How to get the best out of Powdered Wasabi.

The number of times that I have read instructions for making powdered wasabi into something that feels and tastes like the real thing has made me realise that the people writing the instructions have no real idea about the physical properties of wasabi.

Here is my take on the whole thing, complete with reasons why you should do these things.

Hopefully they will make sense to you, the reader, so that you can enjoy the taste of the True Wasabi, Wasabia japonica.

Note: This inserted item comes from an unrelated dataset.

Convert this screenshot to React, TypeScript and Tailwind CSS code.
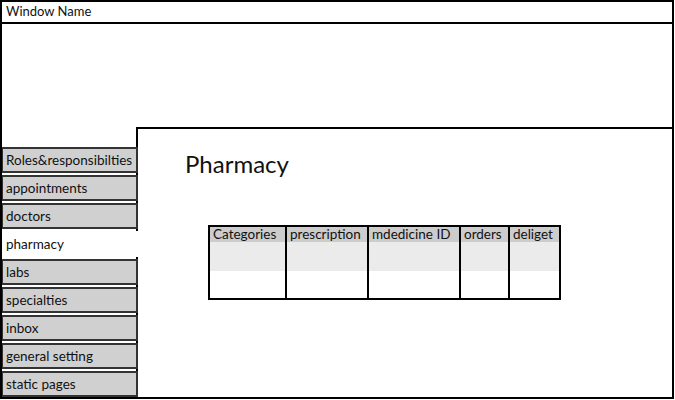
const tabs = [
  { label: "Roles&responsibilties" },
  { label: "appointments" },
  { label: "doctors" },
  { label: "pharmacy", active: true },
  { label: "labs" },
  { label: "specialties" },
  { label: "inbox" },
  { label: "general setting" },
  { label: "static pages" },
];

// widths include the 2px left divider for every column after the first
const columns = [
  { title: "Categories", w: "w-[75px]" },
  { title: "prescription", w: "w-[82px]" },
  { title: "mdedicine ID", w: "w-[92px]" },
  { title: "orders", w: "w-[49px]" },
  { title: "deliget", w: "w-[51px]" },
];

export default function App() {
  return (
    <div className="w-[675px] h-[400px] bg-white font-['Lato','Open_Sans',sans-serif] text-[#111]">
      <div className="w-[674px] h-[399px] border-2 border-black flex flex-col">
        {/* title bar */}
        <div className="h-[22px] border-b-2 border-black px-[4px] flex items-center text-[13px]">
          Window Name
        </div>

        <div className="flex-1 flex items-end">
          {/* tabs */}
          <div className="w-[134px] flex flex-col gap-[2px] relative z-10">
            {tabs.map((t) =>
              t.active ? (
                <div key={t.label} className="h-[26px] w-[136px] bg-white px-[4px] flex items-center text-[13.5px]">
                  {t.label}
                </div>
              ) : (
                <div
                  key={t.label}
                  className="h-[26px] w-[136px] bg-[#d0d0d0] border border-[#333] border-t-2 border-r-2 border-b-2 px-[3px] flex items-center text-[13.5px]"
                >
                  {t.label}
                </div>
              )
            )}
          </div>

          {/* panel */}
          <div className="flex-1 h-[270px] border-t-2 border-l-2 border-black">
            <div className="pl-[47px] pt-[21px] text-[24px] leading-[28px]">Pharmacy</div>
            <div className="ml-[70px] mt-[47px] w-[353px] border-2 border-black flex text-[13.5px]">
              {columns.map((c, i) => (
                <div key={c.title} className={`${c.w} shrink-0 flex flex-col ${i > 0 ? "border-l-2 border-black" : ""}`}>
                  <div className="h-[15px] bg-[#cccccc] px-[3px] flex items-center leading-none whitespace-nowrap overflow-hidden">
                    {c.title}
                  </div>
                  <div className="h-[29px] bg-[#ebebeb]" />
                  <div className="h-[27px] bg-white" />
                </div>
              ))}
            </div>
          </div>
        </div>
      </div>
    </div>
  );
}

  1. Find yourself a good quality Wasabi powder. Preferably made from 100% Pure Wasabia japonica. In this blog I recommend the Namida 100% Pure Wasabi Powder, but you may have found something else you prefer. Hey, we are all different! Now how do you tell if you have got a decent powder. Well first of all, it should have no smell, it should be a light pastel green (dark indicates either artificial colours or too much leaf added (or even other green foods)). Secondly, the product should be very finely ground. If it feels gritty on the tongue then it is too coarse and all the flavour will not be released. Thirdly, the powder should come in a sealed package of some sort. If it is in a plastic bag (like a ziplock), then it already has lost most of the flavour, and will lose more.
  2. Right, now that you have got your powder, you need to know how to store it properly. I know you hear stories of someone buying a tin of wasabi powder and chucking in the back of the pantry to be dragged out years later and complaining that it either tastes nasty, or doesn’t taste of anything. The reason for that is that over a period of time the volatile parts of the powder that give wasabi the flavour we all love so much boils off and vanishes. That happens even at room temperature. The only place to keep Wasabi Powder is in the freezer until required. If it is good quality wasabi powder with only a small amount of water left in it then it will not clump together in the freezer.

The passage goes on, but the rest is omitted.